泡坂妻夫の『亜智一郎の恐慌』を読む。ご存知、亜愛一郎シリーズの番外編みたいなもので、愛一郎のご先祖である亜智一郎を主人公にした短編集だ。
といってもそれほど関連性があるわけではなく、時代やキャラクター設定、雰囲気に至るまでけっこうな違いがある。したがって亜愛一郎シリーズを期待しすぎると当てが外れる可能性がないこともないけれど、これはこれで面白い読み物だった。
収録作は以下のとおり。
「雲見番拝命」
「補陀落往生」※」目次では「補陀楽往生」となっているが、これは目次の方が間違いか。
「地震時計」
「女方の胸」
「ばら印籠」
「薩摩の尼僧」
「大奥の曝頭」

何より設定がいい。
時は黒船が来航し、日本が大きなうねりに晒されていこうとする嘉永の頃。
幕府の雲見番として、番頭の亜智一郎をはじめとする四人の男が任命される。雲見番とは日々、雲見櫓に登って雲を観察し、その様子から天変を予測して有事に備えるという職務。今でいう気象予報士といったところか。
しかし、なんせ毎日、空ばかり見上げている仕事。
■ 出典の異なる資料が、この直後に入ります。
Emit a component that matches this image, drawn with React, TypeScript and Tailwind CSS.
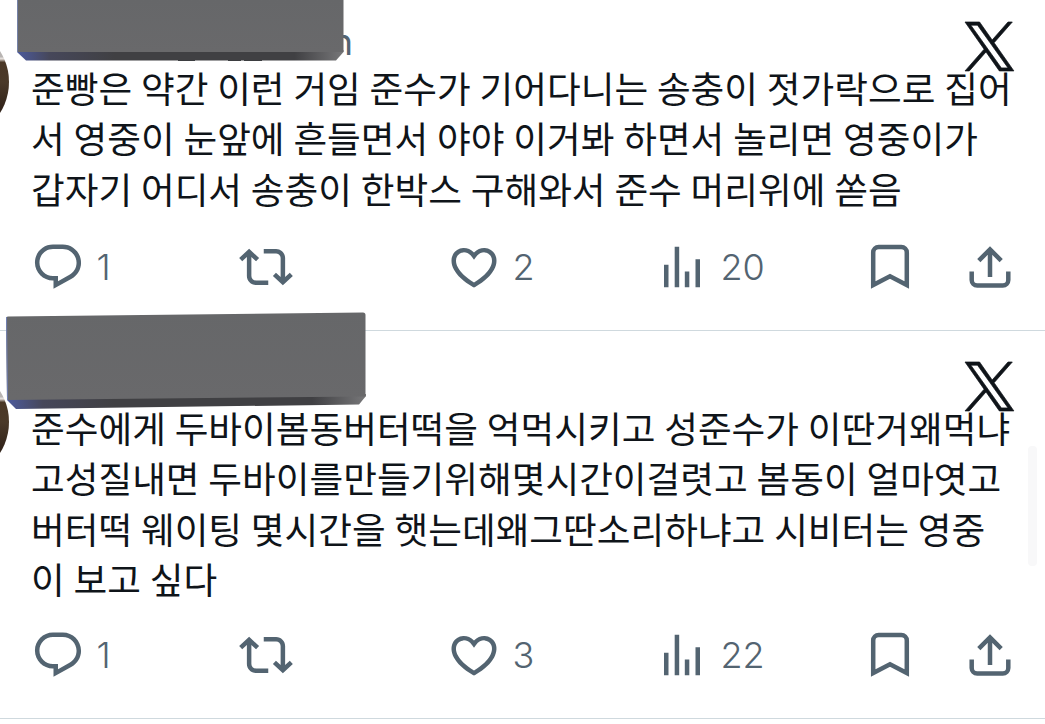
import type { ReactNode } from "react";

interface Post {
    id: number;
    lines: string[];
    replies: number;
    likes: number;
    views: number;
}

const posts: Post[] = [
    {
        id: 1,
        lines: [
            "준빵은 약간 이런 거임 준수가 기어다니는 송충이 젓가락으로 집어",
            "서 영중이 눈앞에 흔들면서 야야 이거봐 하면서 놀리면 영중이가",
            "갑자기 어디서 송충이 한박스 구해와서 준수 머리위에 쏟음",
        ],
        replies: 1,
        likes: 2,
        views: 20,
    },
    {
        id: 2,
        lines: [
            "준수에게 두바이봄동버터떡을 억먹시키고 성준수가 이딴거왜먹냐",
            "고성질내면 두바이를만들기위해몇시간이걸렷고 봄동이 얼마엿고",
            "버터떡 웨이팅 몇시간을 햇는데왜그딴소리하냐고 시비터는 영중",
            "이 보고 싶다",
        ],
        replies: 1,
        likes: 3,
        views: 22,
    },
];

function XLogo() {
    return (
        <svg viewBox="0 0 24 24" className="h-[49px] w-[49px] overflow-visible fill-[#0f1419] stroke-[#0f1419] stroke-[0.35]">
            <path d="M14.258 10.152L23.176 0h-2.113l-7.747 8.813L7.133 0H0l9.352 13.328L0 23.973h2.113l8.176-9.309 6.531 9.309h7.133zm-2.895 3.293l-.949-1.328L2.875 1.56h3.246l6.086 8.523.945 1.328 7.91 11.078h-3.246zm0 0" />
        </svg>
    );
}

function Icon({ children }: { children: ReactNode }) {
    return (
        <svg viewBox="0 0 24 24" className="h-[54px] w-[54px] shrink-0 fill-[#536471]">
            {children}
        </svg>
    );
}

function Count({ value }: { value: number }) {
    return <span className="pl-[11.5px] font-['Inter',sans-serif] text-[36px] leading-[54px] font-[350]">{value}</span>;
}

function Actions({ post }: { post: Post }) {
    return (
        <div className="flex h-[54px] text-[#536471]">
            <div className="flex w-[208px] shrink-0">
                <Icon>
                    <path d="M1.751 10c0-4.42 3.584-8 8.005-8h4.366c4.49 0 8.129 3.64 8.129 8.13 0 2.96-1.607 5.68-4.196 7.11l-8.054 4.46v-3.69h-.067c-4.49.1-8.183-3.51-8.183-8.01zm8.005-6c-3.317 0-6.005 2.69-6.005 6 0 3.37 2.77 6.08 6.138 6.01l.351-.01h1.761v2.3l5.087-2.81c1.951-1.08 3.163-3.13 3.163-5.36 0-3.39-2.744-6.13-6.129-6.13H9.756z" />
                </Icon>
                <Count value={post.replies} />
            </div>
            <div className="flex w-[208px] shrink-0">
                <Icon>
                    <path d="M4.5 3.88l4.432 4.14-1.364 1.46L5.5 7.55V16c0 1.1.896 2 2 2H13v2H7.5c-2.209 0-4-1.79-4-4V7.55L1.432 9.48.068 8.02 4.5 3.88zM16.5 6H11V4h5.5c2.209 0 4 1.79 4 4v8.45l2.068-1.93 1.364 1.46-4.432 4.14-4.432-4.14 1.364-1.46 2.068 1.93V8c0-1.1-.896-2-2-2z" />
                </Icon>
            </div>
            <div className="flex w-[208px] shrink-0">
                <Icon>
                    <path d="M16.697 5.5c-1.222-.06-2.679.51-3.89 2.16l-.805 1.09-.806-1.09C9.984 6.01 8.526 5.44 7.304 5.5c-1.243.07-2.349.78-2.91 1.91-.552 1.12-.633 2.78.479 4.82 1.074 1.97 3.257 4.27 7.129 6.61 3.87-2.34 6.052-4.64 7.126-6.61 1.111-2.04 1.03-3.7.477-4.82-.561-1.13-1.666-1.84-2.908-1.91zm4.187 7.69c-1.351 2.48-4.001 5.12-8.379 7.67l-.503.3-.504-.3c-4.379-2.55-7.029-5.19-8.382-7.67-1.36-2.5-1.41-4.86-.514-6.67.887-1.79 2.647-2.91 4.601-3.01 1.651-.09 3.368.56 4.798 2.01 1.429-1.45 3.146-2.1 4.796-2.01 1.954.1 3.714 1.22 4.601 3.01.896 1.81.846 4.17-.514 6.67z" />
                </Icon>
                <Count value={post.likes} />
            </div>
            <div className="flex w-[208px] shrink-0">
                <Icon>
                    <path d="M8.75 21V3h2v18h-2zM18 21V8.5h2V21h-2zM4 21l.004-10h2L6 21H4zm9.248 0v-7h2v7h-2z" />
                </Icon>
                <Count value={post.views} />
            </div>
            <div className="flex shrink-0 gap-[46px]">
                <svg viewBox="0 0 54 54" className="h-[54px] w-[54px] fill-none stroke-[#536471] stroke-[4.5]">
                    <path d="M10.2 45V12.5a5.5 5.5 0 0 1 5.5-5.5h22.6a5.5 5.5 0 0 1 5.5 5.5V45L27 36.3z" />
                </svg>
                <svg viewBox="0 0 54 54" className="h-[54px] w-[54px] fill-none stroke-[#536471] stroke-[4.5]">
                    <path d="M27 37V9.5M15.8 20.6L27 9.4l11.2 11.2M8.7 31.5v8.6a5.5 5.5 0 0 0 5.5 5.5h25.6a5.5 5.5 0 0 0 5.5-5.5v-8.6" />
                </svg>
            </div>
        </div>
    );
}

function Avatar({ className }: { className: string }) {
    return (
        <div className={`absolute h-[116px] w-[116px] rounded-full bg-[linear-gradient(to_bottom,#b8b4b2_0%,#b8b4b2_28%,#e9e4e0_30%,#4a3726_33%,#4b3a29_50%,#2f2118_75%)] ${className}`} />
    );
}

export default function App() {
    const [first, second] = posts;

    return (
        <main className="relative h-[724px] w-[1045px] overflow-hidden bg-white font-['Noto_Sans_CJK_KR',sans-serif] text-[#0f1419]">
            <article className="flex h-[331px] flex-col border-b border-[#cfd9de] pr-[31.5px] pl-[31px]">
                <header className="flex h-[62px] shrink-0 justify-between pt-[22px]">
                    <span className="w-[322px] text-right font-['Inter',sans-serif] text-[37px] leading-[40px] text-[#536471]">n</span>
                    <XLogo />
                </header>
                <div className="h-[177.5px] shrink-0 text-[36.65px] leading-[50.4px] whitespace-nowrap [word-spacing:0.6px]">
                    {first.lines.map((line) => (
                        <p key={line}>{line}</p>
                    ))}
                </div>
                <Actions post={first} />
            </article>

            <article className="flex h-[388px] flex-col border-b border-[#cfd9de] pr-[31.5px] pl-[31px]">
                <header className="flex h-[71px] shrink-0 justify-end pt-[31px]">
                    <XLogo />
                </header>
                <div className="h-[225.5px] shrink-0 text-[36.65px] leading-[50.4px] whitespace-nowrap [word-spacing:0.6px]">
                    {second.lines.map((line) => (
                        <p key={line}>{line}</p>
                    ))}
                </div>
                <Actions post={second} />
            </article>

            <Avatar className="top-[24px] left-[-107px]" />
            <Avatar className="top-[364px] left-[-107px]" />

            {/* Blocks covering the names */}
            <svg viewBox="0 0 380 420" className="absolute top-0 left-0 h-[420px] w-[380px]">
                <defs>
                    <linearGradient id="edge" x1="0" x2="1" y1="0" y2="0">
                        <stop offset="0" stopColor="#4c5a9c" />
                        <stop offset="0.1" stopColor="#46475a" />
                        <stop offset="0.3" stopColor="#404043" />
                        <stop offset="0.85" stopColor="#404043" />
                        <stop offset="1" stopColor="#777779" />
                    </linearGradient>
                    <linearGradient id="face" x1="0" x2="0" y1="0" y2="1">
                        <stop offset="0" stopColor="#666769" />
                        <stop offset="1" stopColor="#69696b" />
                    </linearGradient>
                </defs>
                <path d="M17 50L343.500 50V52L336 60.500H26L17 52z" fill="url(#edge)" />
                <path d="M178 60.500h17M228 60.500h13M244 60.500h18" stroke="#3b3d40" />
                <path d="M17 0H343.500V52H17z" fill="url(#face)" />
                <path d="M17.500 0V52" stroke="#7582a8" />
                <path d="M7 398L366 394V396L359 404.500L16 409L7 400z" fill="url(#edge)" />
                <path d="M6 318Q6 316.500 8 316.500L363 312.500Q365.500 312.500 365.500 315V396.500L7 400z" fill="url(#face)" />
                <path d="M6.500 317L7.500 400" stroke="#7180b4" />
            </svg>

            <div className="absolute top-[446px] left-[1028px] h-[120px] w-[9px] rounded-sm bg-[#f8f8f9]" />
        </main>
    );
}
表向きには閑職と見られているが、その実態は、将軍直結の隠密として動く精鋭部隊なのである。
本当の職位を知られることは許されず、四人がそれぞれの特技を活かして密かに働くのが魅力で、いってみれば幕府版のスパイ小説。そりゃあつまらないわけがない。
推理要素は亜愛一郎シリーズに比べると薄味で、それが惜しいところではあるが、史実を生かした物語としての面白さやチームプレイの活劇的な面白さでは勝っており、こういうところもスパイ小説的だ。その意味では推理要素が強い作品はもちろんだが、史実にうまく絡めた作品が楽しく読めた。
極楽往生で評判の僧侶と藩の悪事を結びつける「補陀落往生」、地震を予測する〈地震時計〉と遊女の心中事件がつながる「地震時計」、将軍家定の世継ぎを探す「女方の胸」、幽霊騒ぎの謎を探るため女装して大奥へ潜入する「大奥の曝頭」あたりが個人的な好み。
ちなみに亜智一郎シリーズは本書が刊行された後も七作書かれており、これらは創元推理文庫の『泡坂妻夫引退公演』に収録されている。いつになるかわからないが、こちらも宿題である。